Kaspar Mossman, director of communications and marketing for QB3, an accelerator founded in 2000 by the University of California-San Francisco, calls competition among accelerators "friendly."

"Everyone wants to be able to claim they provided services that led to a startup's success," he said.

"We are a broad brush accelerator and are considered a UC institute that helps entrepreneurs create successful life sciences projects," Mossman said. During its first six years, QB3 focused on funding academic research without a charter for commercialization.

In 2009, QB3 received $11.3 million dollars from Mission Bay Capital to provide early-stage funding for startups in its program. It currently has an alliance with Pfizer, which provides $3.5 million in funding annually.

QB3 launched Startup in a Box a few years ago to provide mentoring and expertise to entrepreneurs. The program has developed relationships with legal experts to provide incorporation advice, including selecting a business model, setting up an initial capital structure and intellectual property licensing.

QB3 has added a grant-writing workshop offered three times a year and plans to expand services to include advice on hiring, taxes, funding opportunities and pitching new concepts.

Over the past seven years, QB3's Bridging the Gap Awards program -- which provides three annual awards of $125,000 each -- has funded 17 projects, 14 of which have reached the commercialization stage.

UCSF also is involved in another accelerator project, the Catalyst program, which helps UCSF faculty and graduate students bring their technologies beyond the lab.

"Often people in academia make discoveries but have little opportunity to turn them into products to benefit others," said June Lee, director of early translational research at the Clinical and Translational Science Institute and a professor in the School of Medicine at UCSF.

"We serve as a focused accelerator, as a bridge to commercialization by uniting ideas, know-how and resources.
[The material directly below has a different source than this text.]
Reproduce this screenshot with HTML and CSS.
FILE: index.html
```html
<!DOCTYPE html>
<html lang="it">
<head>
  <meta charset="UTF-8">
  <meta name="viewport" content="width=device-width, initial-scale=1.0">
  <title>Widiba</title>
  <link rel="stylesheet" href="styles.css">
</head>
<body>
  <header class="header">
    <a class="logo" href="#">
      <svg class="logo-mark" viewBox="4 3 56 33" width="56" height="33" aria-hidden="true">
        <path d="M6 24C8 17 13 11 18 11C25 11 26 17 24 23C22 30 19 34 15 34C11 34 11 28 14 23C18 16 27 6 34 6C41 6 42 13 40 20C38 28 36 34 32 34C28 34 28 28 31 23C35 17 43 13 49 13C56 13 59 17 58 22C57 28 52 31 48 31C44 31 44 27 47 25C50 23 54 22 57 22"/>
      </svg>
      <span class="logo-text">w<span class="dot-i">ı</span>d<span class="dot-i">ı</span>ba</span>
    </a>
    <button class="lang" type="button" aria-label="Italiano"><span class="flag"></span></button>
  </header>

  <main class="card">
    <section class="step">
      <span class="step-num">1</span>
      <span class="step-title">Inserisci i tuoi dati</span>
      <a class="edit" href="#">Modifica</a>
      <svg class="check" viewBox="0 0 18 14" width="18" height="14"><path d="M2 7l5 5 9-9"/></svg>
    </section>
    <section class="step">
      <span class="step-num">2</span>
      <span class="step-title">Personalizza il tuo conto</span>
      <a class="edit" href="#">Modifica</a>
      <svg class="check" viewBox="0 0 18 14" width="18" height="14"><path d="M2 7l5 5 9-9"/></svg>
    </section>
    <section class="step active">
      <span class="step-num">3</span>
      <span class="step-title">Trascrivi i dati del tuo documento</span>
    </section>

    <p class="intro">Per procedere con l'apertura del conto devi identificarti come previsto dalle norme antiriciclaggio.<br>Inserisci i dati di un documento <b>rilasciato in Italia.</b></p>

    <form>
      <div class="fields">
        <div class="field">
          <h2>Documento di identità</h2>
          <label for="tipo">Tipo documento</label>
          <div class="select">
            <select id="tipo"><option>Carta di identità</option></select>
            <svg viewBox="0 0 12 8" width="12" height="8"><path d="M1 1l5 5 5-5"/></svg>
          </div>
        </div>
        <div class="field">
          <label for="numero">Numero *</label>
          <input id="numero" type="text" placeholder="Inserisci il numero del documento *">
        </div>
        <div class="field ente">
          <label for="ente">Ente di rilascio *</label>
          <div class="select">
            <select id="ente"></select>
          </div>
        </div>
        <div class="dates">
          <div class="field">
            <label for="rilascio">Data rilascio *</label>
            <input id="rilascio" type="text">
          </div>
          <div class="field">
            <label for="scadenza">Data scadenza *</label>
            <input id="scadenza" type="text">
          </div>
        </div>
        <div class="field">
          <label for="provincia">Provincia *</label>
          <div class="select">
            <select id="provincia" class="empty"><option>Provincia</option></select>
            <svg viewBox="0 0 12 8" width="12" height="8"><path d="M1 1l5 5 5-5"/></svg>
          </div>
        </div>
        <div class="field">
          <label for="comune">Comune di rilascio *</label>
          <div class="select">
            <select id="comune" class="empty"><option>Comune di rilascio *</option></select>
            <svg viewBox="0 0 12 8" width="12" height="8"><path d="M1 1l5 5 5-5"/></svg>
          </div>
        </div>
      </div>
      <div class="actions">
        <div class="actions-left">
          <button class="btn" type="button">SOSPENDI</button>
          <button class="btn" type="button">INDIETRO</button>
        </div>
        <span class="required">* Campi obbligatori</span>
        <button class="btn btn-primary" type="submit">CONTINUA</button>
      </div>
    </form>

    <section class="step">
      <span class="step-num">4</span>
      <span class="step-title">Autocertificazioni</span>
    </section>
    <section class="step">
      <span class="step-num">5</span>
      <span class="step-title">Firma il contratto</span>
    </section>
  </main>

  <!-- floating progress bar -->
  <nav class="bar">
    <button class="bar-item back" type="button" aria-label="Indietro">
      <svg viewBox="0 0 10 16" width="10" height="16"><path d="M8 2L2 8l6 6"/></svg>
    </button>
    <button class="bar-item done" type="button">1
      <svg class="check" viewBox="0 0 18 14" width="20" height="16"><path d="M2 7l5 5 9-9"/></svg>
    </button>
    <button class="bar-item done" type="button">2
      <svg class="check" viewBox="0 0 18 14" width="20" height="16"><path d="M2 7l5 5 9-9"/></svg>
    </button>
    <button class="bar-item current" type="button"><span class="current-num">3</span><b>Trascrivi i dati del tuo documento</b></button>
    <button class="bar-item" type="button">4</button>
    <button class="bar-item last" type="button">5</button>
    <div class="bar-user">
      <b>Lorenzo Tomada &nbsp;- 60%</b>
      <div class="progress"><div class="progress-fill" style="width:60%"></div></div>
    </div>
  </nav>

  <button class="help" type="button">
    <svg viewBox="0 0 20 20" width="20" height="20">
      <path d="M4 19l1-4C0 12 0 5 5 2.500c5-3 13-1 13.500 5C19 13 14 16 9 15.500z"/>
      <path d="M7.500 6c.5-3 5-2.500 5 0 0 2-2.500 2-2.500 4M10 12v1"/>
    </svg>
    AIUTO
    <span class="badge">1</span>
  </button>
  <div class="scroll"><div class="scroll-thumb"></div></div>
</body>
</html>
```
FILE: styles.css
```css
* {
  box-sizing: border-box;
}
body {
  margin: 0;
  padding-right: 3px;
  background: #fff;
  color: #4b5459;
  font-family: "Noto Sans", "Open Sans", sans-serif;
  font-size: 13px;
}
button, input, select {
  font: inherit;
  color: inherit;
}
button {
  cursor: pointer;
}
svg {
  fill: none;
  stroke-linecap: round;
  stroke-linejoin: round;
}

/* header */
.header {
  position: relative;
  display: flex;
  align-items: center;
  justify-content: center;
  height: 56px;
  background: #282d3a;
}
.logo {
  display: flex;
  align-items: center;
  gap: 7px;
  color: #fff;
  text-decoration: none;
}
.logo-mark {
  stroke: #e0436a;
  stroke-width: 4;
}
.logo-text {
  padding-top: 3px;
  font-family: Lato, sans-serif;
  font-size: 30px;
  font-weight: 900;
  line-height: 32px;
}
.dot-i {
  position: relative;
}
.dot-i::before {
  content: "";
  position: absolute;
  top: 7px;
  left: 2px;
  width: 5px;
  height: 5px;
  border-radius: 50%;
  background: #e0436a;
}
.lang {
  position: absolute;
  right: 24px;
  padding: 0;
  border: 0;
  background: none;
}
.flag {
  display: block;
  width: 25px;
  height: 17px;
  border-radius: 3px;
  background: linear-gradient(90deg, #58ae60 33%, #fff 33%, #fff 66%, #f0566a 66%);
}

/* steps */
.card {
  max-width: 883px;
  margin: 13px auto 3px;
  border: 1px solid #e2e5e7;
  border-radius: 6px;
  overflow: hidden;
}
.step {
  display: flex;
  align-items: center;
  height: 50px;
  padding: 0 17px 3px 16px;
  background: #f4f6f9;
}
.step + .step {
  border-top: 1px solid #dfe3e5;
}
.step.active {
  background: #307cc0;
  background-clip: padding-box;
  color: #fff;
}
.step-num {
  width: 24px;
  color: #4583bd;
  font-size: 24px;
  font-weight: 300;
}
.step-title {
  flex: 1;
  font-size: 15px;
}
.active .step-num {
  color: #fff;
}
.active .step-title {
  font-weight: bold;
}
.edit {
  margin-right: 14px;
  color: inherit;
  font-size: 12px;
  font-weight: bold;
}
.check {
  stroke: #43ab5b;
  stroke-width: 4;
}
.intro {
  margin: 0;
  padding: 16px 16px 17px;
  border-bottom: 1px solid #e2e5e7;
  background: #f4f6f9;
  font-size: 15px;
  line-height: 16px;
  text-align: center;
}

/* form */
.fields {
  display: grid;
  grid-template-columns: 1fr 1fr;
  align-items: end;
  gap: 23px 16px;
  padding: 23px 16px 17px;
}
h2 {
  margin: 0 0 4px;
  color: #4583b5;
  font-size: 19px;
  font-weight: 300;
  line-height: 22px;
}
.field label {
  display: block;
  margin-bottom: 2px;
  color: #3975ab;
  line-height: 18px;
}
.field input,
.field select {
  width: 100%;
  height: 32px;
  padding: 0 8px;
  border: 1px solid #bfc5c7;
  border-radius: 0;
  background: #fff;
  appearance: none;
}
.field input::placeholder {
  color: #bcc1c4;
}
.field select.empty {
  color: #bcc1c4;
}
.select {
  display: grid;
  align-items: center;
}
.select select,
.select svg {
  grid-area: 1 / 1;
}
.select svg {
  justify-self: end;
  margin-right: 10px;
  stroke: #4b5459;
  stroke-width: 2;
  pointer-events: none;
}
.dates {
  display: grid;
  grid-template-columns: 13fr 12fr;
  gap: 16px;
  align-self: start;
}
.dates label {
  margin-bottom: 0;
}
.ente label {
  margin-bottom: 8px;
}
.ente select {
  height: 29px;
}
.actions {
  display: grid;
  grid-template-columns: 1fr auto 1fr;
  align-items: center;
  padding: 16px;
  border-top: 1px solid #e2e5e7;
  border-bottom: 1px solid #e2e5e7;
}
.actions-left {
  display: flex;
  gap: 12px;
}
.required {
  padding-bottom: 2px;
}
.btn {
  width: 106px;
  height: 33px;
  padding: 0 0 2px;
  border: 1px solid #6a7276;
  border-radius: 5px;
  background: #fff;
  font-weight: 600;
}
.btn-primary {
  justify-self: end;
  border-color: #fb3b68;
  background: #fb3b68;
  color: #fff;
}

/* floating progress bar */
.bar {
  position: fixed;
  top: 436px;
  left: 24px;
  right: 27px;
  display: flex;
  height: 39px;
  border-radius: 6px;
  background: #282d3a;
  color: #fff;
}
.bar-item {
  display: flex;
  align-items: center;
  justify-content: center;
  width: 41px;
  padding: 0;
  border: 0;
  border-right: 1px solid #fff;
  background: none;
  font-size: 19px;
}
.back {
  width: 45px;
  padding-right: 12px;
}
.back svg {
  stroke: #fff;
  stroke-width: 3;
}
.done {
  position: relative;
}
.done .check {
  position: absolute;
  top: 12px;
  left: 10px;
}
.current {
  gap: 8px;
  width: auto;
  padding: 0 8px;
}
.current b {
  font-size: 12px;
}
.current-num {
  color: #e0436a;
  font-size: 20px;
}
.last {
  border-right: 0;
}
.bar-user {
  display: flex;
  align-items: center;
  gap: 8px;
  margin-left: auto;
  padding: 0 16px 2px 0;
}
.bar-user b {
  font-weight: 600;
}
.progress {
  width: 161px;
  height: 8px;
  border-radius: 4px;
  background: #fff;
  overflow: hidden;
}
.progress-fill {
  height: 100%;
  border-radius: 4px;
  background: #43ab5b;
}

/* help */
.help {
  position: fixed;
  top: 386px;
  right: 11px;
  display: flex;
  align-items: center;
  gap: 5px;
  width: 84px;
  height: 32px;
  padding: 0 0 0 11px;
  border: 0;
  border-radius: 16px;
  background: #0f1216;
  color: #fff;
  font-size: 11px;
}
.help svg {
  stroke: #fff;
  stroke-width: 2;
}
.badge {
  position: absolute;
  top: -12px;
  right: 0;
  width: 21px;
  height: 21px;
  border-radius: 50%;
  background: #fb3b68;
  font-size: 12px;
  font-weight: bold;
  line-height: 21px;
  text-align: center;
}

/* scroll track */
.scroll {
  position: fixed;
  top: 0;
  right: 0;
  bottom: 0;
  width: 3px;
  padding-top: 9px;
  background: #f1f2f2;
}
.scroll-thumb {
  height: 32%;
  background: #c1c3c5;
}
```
We help these newly developed technologies reach maturation to justify funding," she said.

Although both QB3 and the Catalyst program are both connected with UCSF, there is not much overlap between the two.
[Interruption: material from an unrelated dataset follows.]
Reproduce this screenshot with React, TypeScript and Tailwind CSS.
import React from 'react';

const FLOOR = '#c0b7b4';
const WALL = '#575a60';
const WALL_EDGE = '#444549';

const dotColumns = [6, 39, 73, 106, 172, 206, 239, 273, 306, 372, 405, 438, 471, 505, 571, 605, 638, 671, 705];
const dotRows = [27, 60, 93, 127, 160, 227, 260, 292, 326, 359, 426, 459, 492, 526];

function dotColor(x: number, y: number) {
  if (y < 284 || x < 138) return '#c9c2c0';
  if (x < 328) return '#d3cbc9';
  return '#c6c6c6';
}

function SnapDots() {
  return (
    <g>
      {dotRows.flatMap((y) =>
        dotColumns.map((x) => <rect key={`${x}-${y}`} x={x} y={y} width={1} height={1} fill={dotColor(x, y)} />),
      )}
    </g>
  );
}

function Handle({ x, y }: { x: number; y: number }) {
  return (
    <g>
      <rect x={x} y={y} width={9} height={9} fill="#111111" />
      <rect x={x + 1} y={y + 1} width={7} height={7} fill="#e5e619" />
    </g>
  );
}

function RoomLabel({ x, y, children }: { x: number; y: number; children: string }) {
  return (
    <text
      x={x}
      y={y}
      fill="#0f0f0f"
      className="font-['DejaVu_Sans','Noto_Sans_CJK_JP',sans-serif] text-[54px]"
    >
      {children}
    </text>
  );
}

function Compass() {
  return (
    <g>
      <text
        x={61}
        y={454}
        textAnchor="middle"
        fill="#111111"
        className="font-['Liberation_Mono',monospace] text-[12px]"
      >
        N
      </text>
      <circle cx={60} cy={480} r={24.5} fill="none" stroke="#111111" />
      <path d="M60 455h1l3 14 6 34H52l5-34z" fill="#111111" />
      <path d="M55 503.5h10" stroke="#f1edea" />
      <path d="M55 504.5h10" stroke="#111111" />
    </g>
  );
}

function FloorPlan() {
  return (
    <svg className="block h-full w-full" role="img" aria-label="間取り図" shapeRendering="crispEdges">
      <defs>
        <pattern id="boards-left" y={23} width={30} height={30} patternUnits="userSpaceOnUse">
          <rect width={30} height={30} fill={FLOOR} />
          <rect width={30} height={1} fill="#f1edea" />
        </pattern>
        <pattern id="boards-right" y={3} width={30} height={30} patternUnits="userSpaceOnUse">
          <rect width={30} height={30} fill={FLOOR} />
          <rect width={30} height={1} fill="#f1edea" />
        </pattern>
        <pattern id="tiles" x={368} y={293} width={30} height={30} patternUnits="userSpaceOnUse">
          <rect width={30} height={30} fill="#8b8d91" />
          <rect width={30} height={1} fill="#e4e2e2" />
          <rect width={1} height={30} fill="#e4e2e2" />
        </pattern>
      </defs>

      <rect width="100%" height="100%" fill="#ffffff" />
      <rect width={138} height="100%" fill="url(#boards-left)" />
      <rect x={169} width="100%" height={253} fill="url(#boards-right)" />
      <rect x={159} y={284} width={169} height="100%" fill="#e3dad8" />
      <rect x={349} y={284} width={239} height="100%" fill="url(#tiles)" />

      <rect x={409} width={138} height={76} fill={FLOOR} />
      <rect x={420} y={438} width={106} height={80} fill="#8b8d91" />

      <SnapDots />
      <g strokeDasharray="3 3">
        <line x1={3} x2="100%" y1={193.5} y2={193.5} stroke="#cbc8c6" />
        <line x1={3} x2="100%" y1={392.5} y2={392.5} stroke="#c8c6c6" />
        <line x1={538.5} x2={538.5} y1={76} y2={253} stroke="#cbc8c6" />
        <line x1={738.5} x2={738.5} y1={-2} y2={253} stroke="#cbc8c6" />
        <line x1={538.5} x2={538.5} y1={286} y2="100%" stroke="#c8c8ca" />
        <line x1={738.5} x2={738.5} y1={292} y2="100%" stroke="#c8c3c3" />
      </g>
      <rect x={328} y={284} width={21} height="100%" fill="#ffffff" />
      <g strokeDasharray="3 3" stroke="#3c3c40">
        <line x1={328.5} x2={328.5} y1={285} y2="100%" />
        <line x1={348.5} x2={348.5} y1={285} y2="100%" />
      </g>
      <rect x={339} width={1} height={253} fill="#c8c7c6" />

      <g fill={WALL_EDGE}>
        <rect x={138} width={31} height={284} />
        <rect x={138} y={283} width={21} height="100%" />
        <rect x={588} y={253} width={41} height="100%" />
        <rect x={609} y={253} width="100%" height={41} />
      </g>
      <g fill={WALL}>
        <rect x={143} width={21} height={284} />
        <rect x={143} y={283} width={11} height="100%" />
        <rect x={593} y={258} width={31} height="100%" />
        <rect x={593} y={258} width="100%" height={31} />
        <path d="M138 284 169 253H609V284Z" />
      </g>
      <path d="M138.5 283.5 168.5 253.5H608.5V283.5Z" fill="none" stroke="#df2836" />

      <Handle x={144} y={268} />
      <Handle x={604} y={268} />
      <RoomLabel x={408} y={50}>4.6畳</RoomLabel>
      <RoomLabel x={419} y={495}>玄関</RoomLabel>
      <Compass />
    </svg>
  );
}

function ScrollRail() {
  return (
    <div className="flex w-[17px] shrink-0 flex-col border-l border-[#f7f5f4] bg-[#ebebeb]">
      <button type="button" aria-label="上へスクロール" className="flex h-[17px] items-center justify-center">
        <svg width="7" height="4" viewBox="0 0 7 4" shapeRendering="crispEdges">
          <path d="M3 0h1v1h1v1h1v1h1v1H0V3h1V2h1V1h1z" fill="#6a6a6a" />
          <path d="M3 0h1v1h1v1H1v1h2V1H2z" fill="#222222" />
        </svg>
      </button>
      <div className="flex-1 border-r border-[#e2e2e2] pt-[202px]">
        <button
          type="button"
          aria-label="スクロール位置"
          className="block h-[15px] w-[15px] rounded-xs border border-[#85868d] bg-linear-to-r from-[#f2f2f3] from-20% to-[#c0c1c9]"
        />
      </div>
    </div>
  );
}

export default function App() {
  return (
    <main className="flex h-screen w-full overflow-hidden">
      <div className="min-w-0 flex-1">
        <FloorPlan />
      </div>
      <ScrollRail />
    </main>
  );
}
"We often cross paths with the same technologies but usually at a different stage in the lifecycle of the technology," she said. "We at Catalyst are more involved when the technology is still in the university, while QB3 engages once the technology is out-licensed from the university."

The Catalyst Awards program supports researchers through funding, one-on-one consultation and partnerships with business consultants.

The UCSF translational science institute also developed Lean LaunchPad for Life Sciences & Healthcare, a 10-week course offering entrepreneurial training that teaches scientists and clinicians how to assess whether their ideas or technologies can hold up as a business.

Since its inception in 2010, Catalyst has supported more than 100 technologies with the help of corporate sponsors.